* _BRIEF_:
Report the total number of lines that include the string "screenshot", without any other text.

* _THE DATA_:
+ + + + + + +

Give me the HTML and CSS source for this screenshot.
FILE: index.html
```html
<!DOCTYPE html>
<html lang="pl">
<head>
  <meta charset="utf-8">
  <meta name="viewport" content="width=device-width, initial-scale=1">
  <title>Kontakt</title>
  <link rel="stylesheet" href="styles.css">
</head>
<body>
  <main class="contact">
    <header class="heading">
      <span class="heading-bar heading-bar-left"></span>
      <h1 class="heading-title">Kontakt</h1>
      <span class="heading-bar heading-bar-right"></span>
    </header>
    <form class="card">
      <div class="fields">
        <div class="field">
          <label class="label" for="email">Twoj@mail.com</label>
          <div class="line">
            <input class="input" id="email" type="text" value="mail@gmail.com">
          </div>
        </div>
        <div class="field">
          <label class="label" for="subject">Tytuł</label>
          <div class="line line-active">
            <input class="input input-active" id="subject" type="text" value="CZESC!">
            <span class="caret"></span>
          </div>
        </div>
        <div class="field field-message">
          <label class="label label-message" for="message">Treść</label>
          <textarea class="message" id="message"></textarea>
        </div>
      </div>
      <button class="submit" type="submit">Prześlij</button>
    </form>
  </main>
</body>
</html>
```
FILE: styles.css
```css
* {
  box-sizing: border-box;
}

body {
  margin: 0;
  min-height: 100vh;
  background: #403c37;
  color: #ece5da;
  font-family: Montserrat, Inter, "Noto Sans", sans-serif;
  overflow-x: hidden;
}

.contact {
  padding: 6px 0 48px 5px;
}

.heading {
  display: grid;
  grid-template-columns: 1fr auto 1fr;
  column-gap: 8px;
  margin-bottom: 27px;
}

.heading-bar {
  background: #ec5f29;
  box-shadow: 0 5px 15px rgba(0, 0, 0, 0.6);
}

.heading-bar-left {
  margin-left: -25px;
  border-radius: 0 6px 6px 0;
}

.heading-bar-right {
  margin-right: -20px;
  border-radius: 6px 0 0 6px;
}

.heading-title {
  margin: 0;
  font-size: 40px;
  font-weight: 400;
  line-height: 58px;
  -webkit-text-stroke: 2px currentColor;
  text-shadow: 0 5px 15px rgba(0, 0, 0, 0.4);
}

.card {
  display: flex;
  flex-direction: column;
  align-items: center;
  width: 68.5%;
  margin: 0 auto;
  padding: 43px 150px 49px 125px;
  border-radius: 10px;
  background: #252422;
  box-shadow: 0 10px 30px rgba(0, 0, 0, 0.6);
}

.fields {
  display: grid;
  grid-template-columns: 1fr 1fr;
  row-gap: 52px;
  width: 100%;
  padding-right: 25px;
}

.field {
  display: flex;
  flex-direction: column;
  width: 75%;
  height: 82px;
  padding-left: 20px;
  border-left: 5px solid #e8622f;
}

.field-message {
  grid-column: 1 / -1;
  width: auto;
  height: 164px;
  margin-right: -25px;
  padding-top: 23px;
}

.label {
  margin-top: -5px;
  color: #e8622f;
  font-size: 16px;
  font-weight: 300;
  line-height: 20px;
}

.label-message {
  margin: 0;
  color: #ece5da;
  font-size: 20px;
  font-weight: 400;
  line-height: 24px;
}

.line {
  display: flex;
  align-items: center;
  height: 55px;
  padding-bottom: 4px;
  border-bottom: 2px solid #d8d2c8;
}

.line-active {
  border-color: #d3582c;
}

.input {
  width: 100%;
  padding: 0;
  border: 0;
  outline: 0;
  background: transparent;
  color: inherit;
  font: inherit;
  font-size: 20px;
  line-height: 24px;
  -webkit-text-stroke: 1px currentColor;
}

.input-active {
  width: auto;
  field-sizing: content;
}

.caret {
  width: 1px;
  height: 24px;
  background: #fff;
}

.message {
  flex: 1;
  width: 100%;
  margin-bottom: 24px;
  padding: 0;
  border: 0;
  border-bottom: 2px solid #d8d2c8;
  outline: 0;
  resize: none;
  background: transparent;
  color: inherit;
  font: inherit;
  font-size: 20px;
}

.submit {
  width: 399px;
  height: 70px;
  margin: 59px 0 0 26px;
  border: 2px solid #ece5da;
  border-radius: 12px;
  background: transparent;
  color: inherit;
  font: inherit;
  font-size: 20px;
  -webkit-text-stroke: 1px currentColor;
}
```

+ + + + + + +

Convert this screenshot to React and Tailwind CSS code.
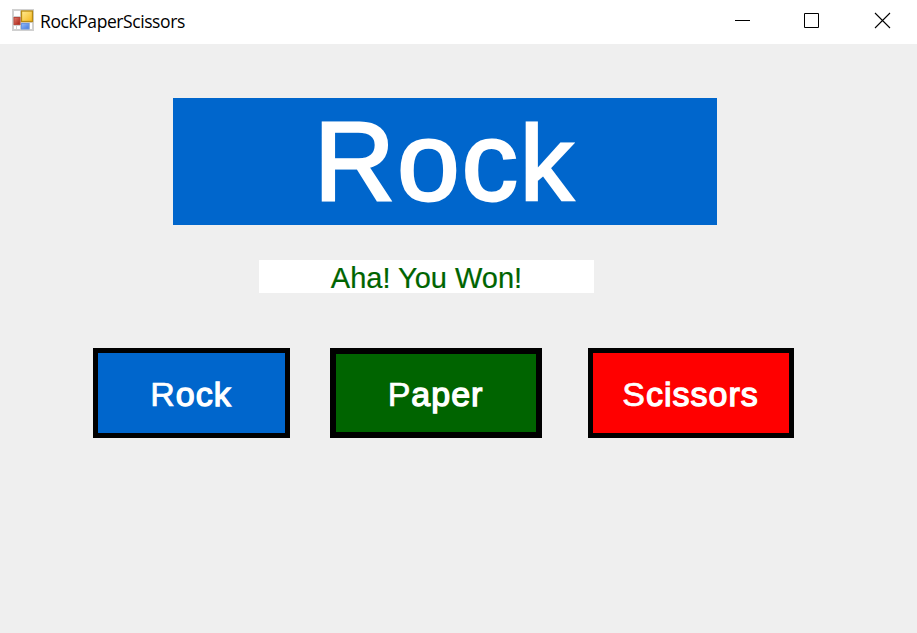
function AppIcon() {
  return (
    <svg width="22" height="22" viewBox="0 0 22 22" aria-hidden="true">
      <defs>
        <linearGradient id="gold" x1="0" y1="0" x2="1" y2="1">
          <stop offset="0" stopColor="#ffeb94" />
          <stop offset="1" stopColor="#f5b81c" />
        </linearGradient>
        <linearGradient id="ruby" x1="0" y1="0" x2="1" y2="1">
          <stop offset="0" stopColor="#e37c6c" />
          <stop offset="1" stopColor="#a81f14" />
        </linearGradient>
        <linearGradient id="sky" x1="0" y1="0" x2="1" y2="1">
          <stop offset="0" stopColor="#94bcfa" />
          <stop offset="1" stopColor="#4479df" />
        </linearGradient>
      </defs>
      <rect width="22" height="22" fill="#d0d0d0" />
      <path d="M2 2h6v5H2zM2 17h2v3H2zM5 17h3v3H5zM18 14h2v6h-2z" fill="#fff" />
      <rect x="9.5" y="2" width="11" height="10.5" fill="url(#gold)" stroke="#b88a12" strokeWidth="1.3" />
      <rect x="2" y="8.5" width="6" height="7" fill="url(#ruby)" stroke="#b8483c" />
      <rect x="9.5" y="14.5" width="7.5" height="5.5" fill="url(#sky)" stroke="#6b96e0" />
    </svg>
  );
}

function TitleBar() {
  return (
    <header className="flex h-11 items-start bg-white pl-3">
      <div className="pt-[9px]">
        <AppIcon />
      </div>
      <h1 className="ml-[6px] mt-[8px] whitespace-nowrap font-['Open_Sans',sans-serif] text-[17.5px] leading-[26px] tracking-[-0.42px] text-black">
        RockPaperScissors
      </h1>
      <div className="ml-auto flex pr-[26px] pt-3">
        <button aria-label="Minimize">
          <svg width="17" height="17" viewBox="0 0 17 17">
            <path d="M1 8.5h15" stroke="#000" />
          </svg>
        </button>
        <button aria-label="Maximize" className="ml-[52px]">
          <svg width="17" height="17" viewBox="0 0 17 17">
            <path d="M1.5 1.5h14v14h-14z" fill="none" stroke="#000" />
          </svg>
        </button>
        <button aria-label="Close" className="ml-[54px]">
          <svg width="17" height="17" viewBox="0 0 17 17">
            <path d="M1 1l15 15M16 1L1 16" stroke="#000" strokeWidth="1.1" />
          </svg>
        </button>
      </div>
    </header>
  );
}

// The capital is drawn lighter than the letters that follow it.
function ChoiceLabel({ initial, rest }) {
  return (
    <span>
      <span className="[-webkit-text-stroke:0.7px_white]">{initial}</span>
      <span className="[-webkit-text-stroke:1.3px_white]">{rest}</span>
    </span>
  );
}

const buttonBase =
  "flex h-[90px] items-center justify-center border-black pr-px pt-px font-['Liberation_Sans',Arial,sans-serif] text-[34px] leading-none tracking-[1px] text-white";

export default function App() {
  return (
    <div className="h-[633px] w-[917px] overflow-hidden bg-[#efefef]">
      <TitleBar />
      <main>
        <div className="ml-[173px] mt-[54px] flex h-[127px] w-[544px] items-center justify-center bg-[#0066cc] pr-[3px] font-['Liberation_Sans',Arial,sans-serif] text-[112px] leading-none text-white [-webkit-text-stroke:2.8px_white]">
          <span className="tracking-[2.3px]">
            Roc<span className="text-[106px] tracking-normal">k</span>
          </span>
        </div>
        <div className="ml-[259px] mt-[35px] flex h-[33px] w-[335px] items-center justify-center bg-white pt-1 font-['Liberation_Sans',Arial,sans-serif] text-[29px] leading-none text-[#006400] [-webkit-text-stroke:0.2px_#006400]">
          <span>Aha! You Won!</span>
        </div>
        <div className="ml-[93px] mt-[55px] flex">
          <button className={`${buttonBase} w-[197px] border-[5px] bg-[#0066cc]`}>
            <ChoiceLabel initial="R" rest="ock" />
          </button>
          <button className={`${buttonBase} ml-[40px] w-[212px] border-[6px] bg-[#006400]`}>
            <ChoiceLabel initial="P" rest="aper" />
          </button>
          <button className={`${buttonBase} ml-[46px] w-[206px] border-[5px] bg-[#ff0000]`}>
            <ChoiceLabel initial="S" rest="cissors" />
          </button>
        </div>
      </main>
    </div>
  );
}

+ + + + + + +

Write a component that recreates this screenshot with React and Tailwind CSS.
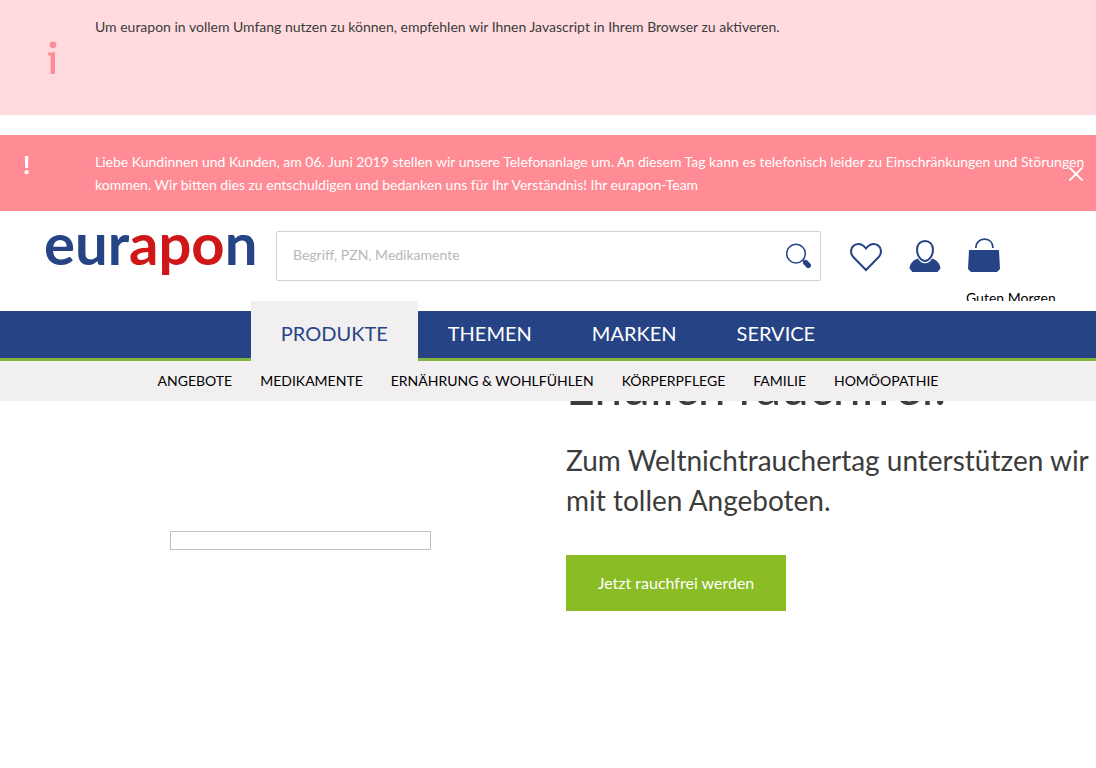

+ + + + + + +

* _ANSWER TO THIS EXERCISE_:
3